WHAT YOU SHOULD DO: Reproduce all the lines below exactly and omit the images.

DATA EXCERPT:
-=-=-=-=-

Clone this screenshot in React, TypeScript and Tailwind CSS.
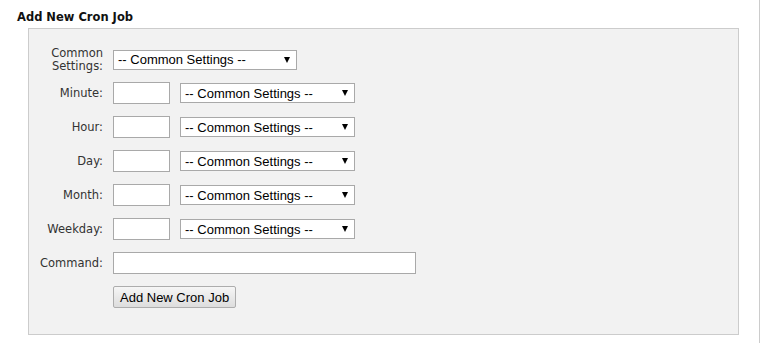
import React from "react";

const labelFont = { fontFamily: '"DejaVu Sans", Verdana, sans-serif' };
const ctrlFont = { fontFamily: '"Liberation Sans", Arial, sans-serif' };

function Select({ w }: { w: string }) {
  return (
    <div
      className={`${w} h-[20px] bg-white border border-[#a9a9a9] flex items-center justify-between pl-[4px] pr-[6px] text-[13px] text-black leading-none`}
      style={ctrlFont}
    >
      <span>-- Common Settings --</span>
      <span className="w-0 h-0 border-l-[3px] border-r-[3px] border-t-[6px] border-l-transparent border-r-transparent border-t-black" />
    </div>
  );
}

function Label({ children }: { children: React.ReactNode }) {
  return (
    <div className="w-[84px] shrink-0 pr-[10px] text-right text-[11.5px] leading-[13px] text-[#333]" style={labelFont}>
      {children}
    </div>
  );
}

function TimeRow({ label }: { label: string }) {
  return (
    <div className="h-[34px] flex items-center">
      <Label>{label}</Label>
      <div className="w-[57px] h-[22px] bg-white border border-[#a9a9a9]" />
      <div className="ml-[10px]">
        <Select w="w-[175px]" />
      </div>
    </div>
  );
}

export default function App() {
  return (
    <div className="relative w-[762px] h-[343px] bg-white overflow-hidden">
      <div className="flex h-full">
        <div className="w-[759px] pl-[17px] pt-[10px]">
          <div className="text-[11.5px] font-bold text-[#111] leading-[14px]" style={labelFont}>
            Add New Cron Job
          </div>
          <div className="mt-[4px] ml-[11px] w-[711px] h-[307px] bg-[#f2f2f2] border border-[#cccccc] pt-[14px]">
            <div className="h-[33px] flex items-center">
              <Label>
                Common
                <br />
                Settings:
              </Label>
              <Select w="w-[184px]" />
            </div>
            <TimeRow label="Minute:" />
            <TimeRow label="Hour:" />
            <TimeRow label="Day:" />
            <TimeRow label="Month:" />
            <TimeRow label="Weekday:" />
            <div className="h-[34px] flex items-center">
              <Label>Command:</Label>
              <div className="w-[303px] h-[22px] bg-white border border-[#a9a9a9]" />
            </div>
            <div className="h-[34px] flex items-center">
              <Label>{""}</Label>
              <button
                className="h-[22px] px-[6px] rounded-[2px] border border-[#adadad] bg-gradient-to-b from-[#f6f6f6] to-[#dddddd] text-[13px] text-black leading-none"
                style={ctrlFont}
              >
                Add New Cron Job
              </button>
            </div>
          </div>
        </div>
        <div className="w-px h-full bg-[#cccccc]" />
      </div>
    </div>
  );
}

-=-=-=-=-

WRITTEN RESPONSE:
Clone this screenshot in React, TypeScript and Tailwind CSS.
import React from "react";

const labelFont = { fontFamily: '"DejaVu Sans", Verdana, sans-serif' };
const ctrlFont = { fontFamily: '"Liberation Sans", Arial, sans-serif' };

function Select({ w }: { w: string }) {
  return (
    <div
      className={`${w} h-[20px] bg-white border border-[#a9a9a9] flex items-center justify-between pl-[4px] pr-[6px] text-[13px] text-black leading-none`}
      style={ctrlFont}
    >
      <span>-- Common Settings --</span>
      <span className="w-0 h-0 border-l-[3px] border-r-[3px] border-t-[6px] border-l-transparent border-r-transparent border-t-black" />
    </div>
  );
}

function Label({ children }: { children: React.ReactNode }) {
  return (
    <div className="w-[84px] shrink-0 pr-[10px] text-right text-[11.5px] leading-[13px] text-[#333]" style={labelFont}>
      {children}
    </div>
  );
}

function TimeRow({ label }: { label: string }) {
  return (
    <div className="h-[34px] flex items-center">
      <Label>{label}</Label>
      <div className="w-[57px] h-[22px] bg-white border border-[#a9a9a9]" />
      <div className="ml-[10px]">
        <Select w="w-[175px]" />
      </div>
    </div>
  );
}

export default function App() {
  return (
    <div className="relative w-[762px] h-[343px] bg-white overflow-hidden">
      <div className="flex h-full">
        <div className="w-[759px] pl-[17px] pt-[10px]">
          <div className="text-[11.5px] font-bold text-[#111] leading-[14px]" style={labelFont}>
            Add New Cron Job
          </div>
          <div className="mt-[4px] ml-[11px] w-[711px] h-[307px] bg-[#f2f2f2] border border-[#cccccc] pt-[14px]">
            <div className="h-[33px] flex items-center">
              <Label>
                Common
                <br />
                Settings:
              </Label>
              <Select w="w-[184px]" />
            </div>
            <TimeRow label="Minute:" />
            <TimeRow label="Hour:" />
            <TimeRow label="Day:" />
            <TimeRow label="Month:" />
            <TimeRow label="Weekday:" />
            <div className="h-[34px] flex items-center">
              <Label>Command:</Label>
              <div className="w-[303px] h-[22px] bg-white border border-[#a9a9a9]" />
            </div>
            <div className="h-[34px] flex items-center">
              <Label>{""}</Label>
              <button
                className="h-[22px] px-[6px] rounded-[2px] border border-[#adadad] bg-gradient-to-b from-[#f6f6f6] to-[#dddddd] text-[13px] text-black leading-none"
                style={ctrlFont}
              >
                Add New Cron Job
              </button>
            </div>
          </div>
        </div>
        <div className="w-px h-full bg-[#cccccc]" />
      </div>
    </div>
  );
}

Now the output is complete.